Inside a biodome. Credit: Bjarke Ingels Group
As the population on Mars grows, biodomes would be joined together to form villages and eventually form cities in the shape of rings, or “toruses.”
The city would be powered and heated using solar energy, and the thin atmosphere could actually help the domes maintain their temperature.
“Since there is very little atmosphere on Mars, the heat transfer will be very low, meaning that the air inside the domes will not cool down as fast as it would on Earth,” said Lange.
Buildings would be 3D printed under the domes, using Martian soil, and rooms would extend 20 feet underground, protecting from harmful radiation and meteors.
The unearthly design even becomes a little playful in places. “In the future on Mars, you would have skylights in your underground cave that would be like aquariums, with fish swimming around,” said Lange. The water-windows would shield the residents from radiation while allowing light to enter the underground rooms.
The water-filled skylights also feature in BIG’s designs for the Earth-bound Science City. Credit: Bjarke Ingels Group
No longer bound by Earth’s physics, Martian architecture can take on a whole new form.
“There is approximately one-third gravity which means that you can suddenly make columns that are [slimmer] and [have] longer spans of structures,” Lange said. “It creates almost like a completely new rule set that you have to follow when designing architecture in space.”
According to Eastwood, the design meets the challenges posed by Mars. “I think [these design elements] definitely [are] part of the key infrastructure for a long-term presence,” he said. “The idea of gradually shielding [from radiation] is sensible […] The idea of water windows is quite elegant.”
MBRSC says the Science City is still in the concept stage, and that it hasn’t yet settled on a design or architect for the final build, but BIG has already worked out how it would adapt its proposal for the Dubai desert, if selected.
On Earth, domes wouldn’t need to be pressurized or filled with oxygen, and buildings would be 3D-printed from desert sand rather than Martian soil. But the water skylights would still be present, and it would also be powered by solar energy.
In BIG’s design, as well as research labs, Mars Science City will contain an educational facility, museum, an amphitheater, and co-working office space.
As yet, there’s no timeline for when construction will begin, or when it will open, but MBRSC says it is currently conducting a detailed study of the specifications, which it will use to develop a revised budget and size for the site.
Dreaming of Mars
The UAE’s Mars Hope Probe is set to reach Mars in February 2021 Credit: MBRSC
The eight-month venture will take place in Russia and one Emirati crewmember will be chosen as part of an international team of six. The mission will test the effects of isolation and confinement on mental and physical health.
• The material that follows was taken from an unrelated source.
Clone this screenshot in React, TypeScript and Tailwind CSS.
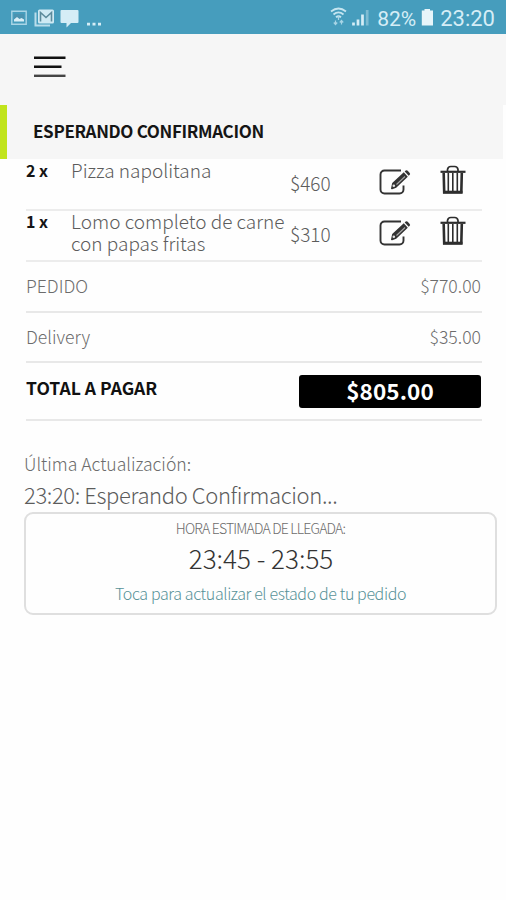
import React from "react";

const items = [
  { qty: "2 x", name: "Pizza napolitana", price: "$460" },
  { qty: "1 x", name: "Lomo completo de carne con papas fritas", price: "$310" },
];

const charges = [
  { label: "PEDIDO", amount: "$770.00", height: "h-[51px]" },
  { label: "Delivery", amount: "$35.00", height: "h-[50px]" },
];

function EditIcon() {
  return (
    <svg width="32" height="28" viewBox="0 0 32 28" fill="none" stroke="#333333">
      <path d="M22 2.500H5.500A4 4 0 0 0 1.500 6.500v15A4 4 0 0 0 5.500 25.500H20.500A4 4 0 0 0 24.500 21.500v-4" strokeWidth="1.900" />
      <path d="M12 20.500l1.200-5.500L24.800 4.300l4 4.400L17.200 19.800l-4 1.400q-1.200.2-1.200-.7z" fill="#333333" stroke="none" />
      <path d="M25.700 3.500l1-.9q1-.8 2 .1l2 2.200q.9 1 0 1.900l-1 1z" fill="#333333" stroke="none" />
      <path d="M17.500 16.500l8.500-8" stroke="#aaaaaa" strokeWidth="1.100" />
      <circle cx="14.800" cy="17.700" r="1.300" fill="#e5e5e5" stroke="none" />
    </svg>
  );
}

function TrashIcon() {
  return (
    <svg width="26" height="30" viewBox="0 0 26 30" fill="none" stroke="#2d2d2d">
      <path d="M7.500 6V4.500Q8 1.500 10.800 1.500h3.900Q17.500 1.500 18 4.500V6" strokeWidth="1.700" />
      <path d="M.5 6.800h25" strokeWidth="2.200" />
      <path d="M3.700 8l.5 19.500h17.100l.5-19.500" fill="#ffffff" strokeWidth="2.600" />
      <path d="M3 27h19.500" strokeWidth="2.600" />
      <path d="M8.300 8v18M12.800 8v18M17.300 8v18" strokeWidth="1.600" />
    </svg>
  );
}

function StatusBar() {
  return (
    <div className="flex h-[34px] items-center bg-[#469dbd] font-[Roboto,sans-serif] text-[#d5edf6]">
      <svg className="ml-[11px]" width="92" height="22" viewBox="0 0 92 22" fill="none">
        <path d="M.8 5.300h14.400v13H.8z" stroke="#a9d5e6" strokeWidth="1.400" />
        <path d="M3 15.500V8h10v7.500z" fill="#d9eff7" />
        <path d="M3 8h10v5.500l-2.500-1.500-2 1-2.500-2-3 2.500z" fill="#4b93b0" />
        <path d="M24.500 6.500V19.500H39" stroke="#b9ddeb" strokeWidth="2" />
        <rect x="27" y="3.500" width="16" height="14" rx="1.500" fill="#cfeaf4" />
        <path d="M29.500 15.500V6.500l5.500 5 5.500-5v9" stroke="#5c8b9c" strokeWidth="1.600" />
        <path d="M50.500 4h16q1 0 1 1v11q0 1-1 1h-6.500l-4.500 4.500v-4.500h-5q-1 0-1-1v-11q0-1 1-1z" fill="#d5edf6" />
        <path d="M76 18.200h3M81.500 18.200h3M87 18.200h3" stroke="#d5edf6" strokeWidth="2.800" />
      </svg>
      <svg className="ml-auto mr-[7px]" width="40" height="22" viewBox="0 0 40 22" fill="none">
        <path d="M1 5.500Q8.500-.5 16 5.500M3.500 8.500q5-4.200 10 0M6 11.300q2.500-2 5 0" stroke="#c5e5f0" strokeWidth="1.800" />
        <path d="M8.500 10v4M5.500 14.500v4m-1.700-2 1.700 2 1.700-2M11.500 18.500v-4m-1.700 2 1.700-2 1.700 2" stroke="#a8d5e6" strokeWidth="1.200" />
        <path d="M23.500 19.500v-3M28 19.500v-6M32.500 19.500V8.500" stroke="#d5edf6" strokeWidth="2.700" />
        <path d="M37.200 19.500V4" stroke="#7dbbd2" strokeWidth="2.700" />
      </svg>
      <span className="mt-[3px] text-[21px] leading-5">82%</span>
      <svg className="ml-[5px]" width="13" height="20" viewBox="0 0 13 20">
        <path d="M3.500 2h5.500v1.500H12V18.500H.8V3.500h2.700z" fill="#e7f5fa" />
      </svg>
      <span className="ml-[6px] mr-[11px] mt-[3px] text-[22px] leading-5">23:20</span>
    </div>
  );
}

export default function App() {
  return (
    <div className="h-[900px] w-[506px] overflow-hidden bg-[#fefefe] font-['Noto_Sans_CJK_SC','Noto_Sans',sans-serif] text-[#5c5c5c]">
      <StatusBar />

      <header className="h-[71px] bg-[#f6f6f6] pl-[34px] pt-[22px]">
        <svg width="32" height="22" viewBox="0 0 32 22" fill="none" strokeWidth="2.400">
          <path d="M0 1.800h31.500M0 10.800h27.500" stroke="#111111" />
          <path d="M0 19.800h31.500" stroke="#444444" />
        </svg>
      </header>

      <div className="mr-[3px] flex h-[54px] items-center border-l-[7px] border-[#c1e41c] bg-[#f6f6f6] pl-[26px]">
        <h1 className="-mt-[2px] whitespace-nowrap text-[17px] font-bold leading-6 tracking-[-0.34px] text-[#151515]">
          ESPERANDO CONFIRMACION
        </h1>
      </div>

      <main className="ml-[24px] mr-[9px]">
        <div className="ml-[2px] mr-[15px] pt-px">
          {items.map((item) => (
            <div key={item.name} className="flex h-[51px] border-b-2 border-[#ececec]">
              <span className="-mt-px w-[45px] text-[16px] font-bold leading-[22px] text-[#151515]">{item.qty}</span>
              <span className="-mt-px w-[219px] text-[19px] font-light leading-[22px]">{item.name}</span>
              <span className="mt-[11px] w-[89px] text-[19px] font-light leading-6">{item.price}</span>
              <span className="mt-[8px] w-[61px]">
                <EditIcon />
              </span>
              <span className="mt-[5px]">
                <TrashIcon />
              </span>
            </div>
          ))}

          {charges.map((charge) => (
            <div
              key={charge.label}
              className={`flex items-center justify-between border-b-2 border-[#e8e8e8] pr-px text-[17.6px] font-light text-[#6c6c6c] ${charge.height}`}
            >
              <span>{charge.label}</span>
              <span>{charge.amount}</span>
            </div>
          ))}

          <div className="flex h-[58px] justify-between border-b-2 border-[#e8e8e8] pr-px">
            <span className="mt-[13px] text-[17.5px] font-bold leading-6 text-[#111111]">TOTAL A PAGAR</span>
            <span className="mt-3 flex h-[33px] w-[182px] items-center justify-center rounded-[3px] bg-black pb-px text-[22.5px] font-bold tracking-[0.1px] text-white">
              $805.00
            </span>
          </div>
        </div>

        <p className="mt-[31px] text-[17.6px] font-light leading-6 text-[#6c6c6c]">Última Actualización:</p>
        <p className="mt-[3px] text-[22px] font-light leading-[30px] tracking-[-0.38px]">
          23:20: Esperando Confirmacion...
        </p>

        <button className="mt-[3px] flex h-[103px] w-full flex-col items-center rounded-[9px] border-2 border-[#dfdfdf] font-light">
          <span className="mt-[4px] text-[14px] leading-5 tracking-[-0.8px] text-[#6c6c6c]">HORA ESTIMADA DE LLEGADA:</span>
          <span className="ml-px mt-[2px] text-[26px] leading-9 text-[#333333]">23:45 - 23:55</span>
          <span className="mt-[5px] text-[16px] leading-6 tracking-[-0.38px] text-[#579298]">
            Toca para actualizar el estado de tu pedido
          </span>
        </button>
      </main>
    </div>
  );
}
Other places on Earth used to mimic conditions for space missions include Antarctica’s Concordia Station, used to simulate isolation, California’s Mojave Desert, which NASA has used to test Mars rovers, and the Moroccan Sahara, used by the European Space Agency as a Mars analog.
The MBRSC hopes that, in future, such research could take place in Mars Science City.
“This is going to be our platform where we can develop the science [and] the technology that will help us in our future missions to Mars,” said Adnan AlRais, Mars 2117 Program Manager at MBRSC. “We want to come up with a totally new facility that will help the international community.”
To reach its goal of colonization in less than a century, the MBRSC acknowledges enthusiasm for space travel will have to pass down multiple generations. It hopes Mars Science City will inspire the next generation to dream of life on the Red Planet enough to make it a reality.